Let’s take a break from the presidential campaign to consider a recreational math question posed by New York Times correspondent Binyamin Appelbaum. On Twitter, he wondered:

Is there any number of electoral votes between 0 and 538 that is impossible to amass, assuming electors are faithful?

Put another way, could a presidential candidate win any number of electoral votes from 0 to 538?

The answer is intuitive if you know a key piece of electoral college trivia. But there’s still a fun question of how best to actually prove that intuition.

My best attempt below. Stop reading now if you want to figure it on your own.

Each state gets at least three electoral votes. Most states give all those votes to the winner of the state’s popular vote. So you might think that it isn’t possible for a candidate to get 1 vote, 2 votes, 536 votes, or 537 votes.

That would be true except that Maine and Nebraska allocate votes by congressional district (plus two for the state as a whole). Since Maine has 4 votes, it could provide 1 vote for a candidate.* With 5 votes, Nebraska could produce 1 or 2 votes for a candidate.

So 1, 2, 536, and 537 are possible.

What about the rest of the possibilities? Intuitively, it seems as though all the other numbers should be possible. But how best to prove it? Working through every number would be tedious.

Happily, there are ways to trim it down.

First, you don’t have to do all the cases. ItÂ suffices to get vote totals from 0 to 269. If those are possible, so are the rest. Why? Because in those cases, the candidate’s opponent gets between 0 and 269 votes. For a candidate to get 338 votes, for example, their opponent (or opponents) must get 200 votes.

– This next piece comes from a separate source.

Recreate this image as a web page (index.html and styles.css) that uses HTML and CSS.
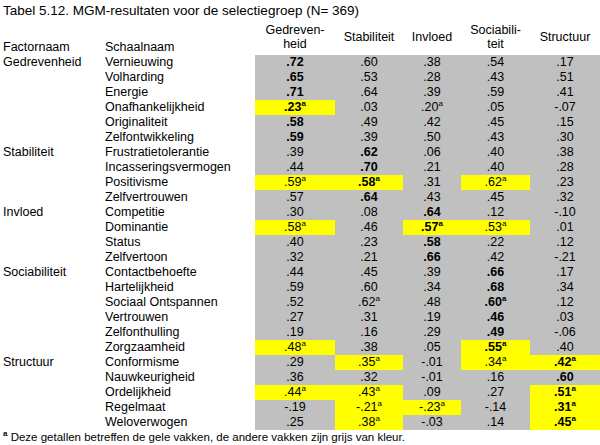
FILE: index.html
```html
<!DOCTYPE html>
<html>
<head>
<meta charset="utf-8">
<link rel="stylesheet" href="styles.css">
</head>
<body>
<div class="title">Tabel 5.12. MGM-resultaten voor de selectiegroep (N= 369)</div>
<table class="mgm">
<colgroup>
<col class="c-factor"><col class="c-scale"><col class="c1"><col class="c2"><col class="c3"><col class="c4"><col class="c5">
</colgroup>
<thead>
<tr class="head">
<th class="lab">Factornaam</th><th class="lab">Schaalnaam</th>
<th>Gedreven-<br>heid</th><th>Stabiliteit</th><th>Invloed</th><th>Sociabili-<br>teit</th><th>Structuur</th>
</tr>
</thead>
<tbody>
<tr><td class="f">Gedrevenheid</td><td class="s">Vernieuwing</td><td class="b">.72</td><td>.60</td><td>.38</td><td>.54</td><td>.17</td></tr>
<tr><td class="f"></td><td class="s">Volharding</td><td class="b">.65</td><td>.53</td><td>.28</td><td>.43</td><td>.51</td></tr>
<tr><td class="f"></td><td class="s">Energie</td><td class="b">.71</td><td>.64</td><td>.39</td><td>.59</td><td>.41</td></tr>
<tr><td class="f"></td><td class="s">Onafhankelijkheid</td><td class="b y">.23<sup>a</sup></td><td>.03</td><td>.20<sup>a</sup></td><td>.05</td><td>-.07</td></tr>
<tr><td class="f"></td><td class="s">Originaliteit</td><td class="b">.58</td><td>.49</td><td>.42</td><td>.45</td><td>.15</td></tr>
<tr><td class="f"></td><td class="s">Zelfontwikkeling</td><td class="b">.59</td><td>.39</td><td>.50</td><td>.43</td><td>.30</td></tr>

<tr><td class="f">Stabiliteit</td><td class="s">Frustratietolerantie</td><td>.39</td><td class="b">.62</td><td>.06</td><td>.40</td><td>.38</td></tr>
<tr><td class="f"></td><td class="s">Incasseringsvermogen</td><td>.44</td><td class="b">.70</td><td>.21</td><td>.40</td><td>.28</td></tr>
<tr><td class="f"></td><td class="s">Positivisme</td><td class="y">.59<sup>a</sup></td><td class="b y">.58<sup>a</sup></td><td>.31</td><td class="y">.62<sup>a</sup></td><td>.23</td></tr>
<tr><td class="f"></td><td class="s">Zelfvertrouwen</td><td>.57</td><td class="b">.64</td><td>.43</td><td>.45</td><td>.32</td></tr>

<tr><td class="f">Invloed</td><td class="s">Competitie</td><td>.30</td><td>.08</td><td class="b">.64</td><td>.12</td><td>-.10</td></tr>
<tr><td class="f"></td><td class="s">Dominantie</td><td class="y">.58<sup>a</sup></td><td>.46</td><td class="b y">.57<sup>a</sup></td><td class="y">.53<sup>a</sup></td><td>.01</td></tr>
<tr><td class="f"></td><td class="s">Status</td><td>.40</td><td>.23</td><td class="b">.58</td><td>.22</td><td>.12</td></tr>
<tr><td class="f"></td><td class="s">Zelfvertoon</td><td>.32</td><td>.21</td><td class="b">.66</td><td>.42</td><td>-.21</td></tr>

<tr><td class="f">Sociabiliteit</td><td class="s">Contactbehoefte</td><td>.44</td><td>.45</td><td>.39</td><td class="b">.66</td><td>.17</td></tr>
<tr><td class="f"></td><td class="s">Hartelijkheid</td><td>.59</td><td>.60</td><td>.34</td><td class="b">.68</td><td>.34</td></tr>
<tr><td class="f"></td><td class="s">Sociaal Ontspannen</td><td>.52</td><td>.62<sup>a</sup></td><td>.48</td><td class="b">.60<sup>a</sup></td><td>.12</td></tr>
<tr><td class="f"></td><td class="s">Vertrouwen</td><td>.27</td><td>.31</td><td>.19</td><td class="b">.46</td><td>.03</td></tr>
<tr><td class="f"></td><td class="s">Zelfonthulling</td><td>.19</td><td>.16</td><td>.29</td><td class="b">.49</td><td>-.06</td></tr>
<tr><td class="f"></td><td class="s">Zorgzaamheid</td><td class="y">.48<sup>a</sup></td><td>.38</td><td>.05</td><td class="b y">.55<sup>a</sup></td><td>.40</td></tr>

<tr><td class="f">Structuur</td><td class="s">Conformisme</td><td>.29</td><td class="y">.35<sup>a</sup></td><td>-.01</td><td class="y">.34<sup>a</sup></td><td class="b y">.42<sup>a</sup></td></tr>
<tr><td class="f"></td><td class="s">Nauwkeurigheid</td><td>.36</td><td>.32</td><td>-.01</td><td>.16</td><td class="b">.60</td></tr>
<tr><td class="f"></td><td class="s">Ordelijkheid</td><td class="y">.44<sup>a</sup></td><td class="y">.43<sup>a</sup></td><td>.09</td><td>.27</td><td class="b y">.51<sup>a</sup></td></tr>
<tr><td class="f"></td><td class="s">Regelmaat</td><td>-.19</td><td class="y">-.21<sup>a</sup></td><td class="y">-.23<sup>a</sup></td><td>-.14</td><td class="b y">.31<sup>a</sup></td></tr>
<tr><td class="f"></td><td class="s">Weloverwogen</td><td>.25</td><td class="y">.38<sup>a</sup></td><td>-.03</td><td>.14</td><td class="b y">.45<sup>a</sup></td></tr>
</tbody>
</table>
<div class="note"><sup>a</sup> Deze getallen betreffen de gele vakken, de andere vakken zijn grijs van kleur.</div>
</body>
</html>
```
FILE: styles.css
```css
html, body {
  margin: 0;
  padding: 0;
  background: #fff;
}
body {
  font-family: "Liberation Sans", Arial, sans-serif;
  font-size: 12.5px;
  color: #000;
  width: 600px;
  overflow: hidden;
}
.title {
  margin-top: 3px;
  padding-left: 3px;
  font-size: 13.5px;
  line-height: 15px;
  height: 15px;
  white-space: nowrap;
}
.mgm {
  border-collapse: collapse;
  table-layout: fixed;
  width: 600px;
}
.c-factor { width: 105px; }
.c-scale { width: 150px; }
.c1 { width: 80px; }
.c2 { width: 68px; }
.c3 { width: 58px; }
.c4 { width: 69px; }
.c5 { width: 70px; }
.mgm th, .mgm td {
  padding: 0;
  white-space: nowrap;
}
.head {
  height: 37px;
}
.head th {
  font-weight: normal;
  line-height: 14px;
  text-align: center;
  vertical-align: middle;
}
.head th.lab {
  text-align: left;
  vertical-align: bottom;
  line-height: 15px;
}
.head th.lab:first-child { padding-left: 3px; }
.mgm tbody tr {
  height: 15px;
}
.mgm tbody td {
  line-height: 15px;
  height: 15px;
  text-align: center;
  background: #c0c0c0;
}
.mgm tbody td.f {
  background: transparent;
  text-align: left;
  padding-left: 3px;
}
.mgm tbody td.s {
  background: transparent;
  text-align: left;
}
.mgm tbody td.b { font-weight: bold; }
.mgm tbody td.y { background: #ffff00; }
sup {
  font-size: 8px;
  line-height: 0;
  vertical-align: 5px;
}
.note {
  padding-left: 3px;
  font-size: 11.5px;
  line-height: 15px;
  white-space: nowrap;
}
.note sup {
  font-weight: bold;
}
```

That observation cuts the work in half.

Second, we can get any vote total up to 255 using a little binary reasoning. We can get 1 vote from a district in Maine; 2 from two districts in Nebraska; 4 from Rhode Island; 8 from Kentucky; 16 from Michigan; 32 by combining Illinois (20) and Washington (12); 64 by combining California (55) and Mississippi (9); and 128 by combining Texas (38), Florida (29), New York (29), Pennsylvania (20), Nevada (6), and Utah (6).

Those states can then be combined to create any vote total from 0 to 255. For example, 92 = 64 + 16 + 8 + 4 = California, Mississippi, Michigan, Kentucky, and Rhode Island.

Toss New Jersey (14) into the mix, and you can get any vote total up to 269. For example, you can get 264 by adding New Jersey to the group of “binary” states that total 250. QED.

Bottom line: Yes, a candidate can win anywhere from 0 to 538 electoral votes.

** Maine could yield 2 votes for a candidate in a three-way race. Also, an earlier version had a typo; Nebraska has 5 votes not 6.*

on November 3, 2012 at 10:29 am |KimCute – fun with math.

on November 5, 2012 at 7:28 am |LizHere was the logic I used: I knew that Maine and Nebraska could split there votes, so 1 and 2 were both possible. From there, I reasoned that if the gap between any two states’ electoral votes were no larger than the sum of the electoral votes for the states that have fewer votes, then all combinations of electoral vote totals adding to 538 must be possible. If you order the states by their electoral votes, the first gap is at 19 votes. The sum of all the electoral votes for states with fewer than 19 votes is 367. There are also gaps at 21-28 votes, 30-37 votes, and 39-54 votes. Obviously, for all of these, the sum of the total electoral votes of the states with fewer votes is larger than the gap, so every combination must be possible.

I think the binary reasoning proof is more elegant though.

on November 5, 2012 at 2:33 pm |JustafedLate to the party, but I think two slight changes in the Liz proof makes it equally compelling, albeit maybe in a different way.

First, we make a list of *single* states or *single* combinations of states having an integral number of EVs up to 23. We find the first gap at row 17 (not 19), and we fill this “row” with, e.g., CO+LA (two states we have not used yet). The gap at 19 we will fill with MD + SC, the gap at 21 with MO + TN, The Gap at 22 with KS + UT + MN, and the gap at 23 with MI + OK (we used GA itself for row 16, of course). Note that the total of the electoral votes through single states or combinations *in our list* up through row 23 is 286. Now, we can trivially get a number of EVs totalling 1-23 by just pointing to the appropriate row in our list. We can then get a number of EVs totalling 24 by choosing the 23rd row and add the first row, get 25 by choosing rows 23 and 2, etc. all the way up to 45, which is just rows 23 and 22 added together. Then 46 is (wait for it…) row 23 plus row 22 plus row 1, and we can count in like fashion all the way up to 286, the total EVs in our list of states totalling EVs from 1 through 23. Because of symmetry, we only need to “cover” totals up to 269 with our scheme as OP notes, and we are done.

on November 5, 2012 at 5:52 pm |Donald MarronNice. I guess one would call this the triangular number proof. Figure out lowest N so that N*(N+1)/2 > 269. That’s 23. As you say, then find distinct states or state combos for 1 through 23, making everything from 1 to N*(N+1)/2 is doable. Very nice.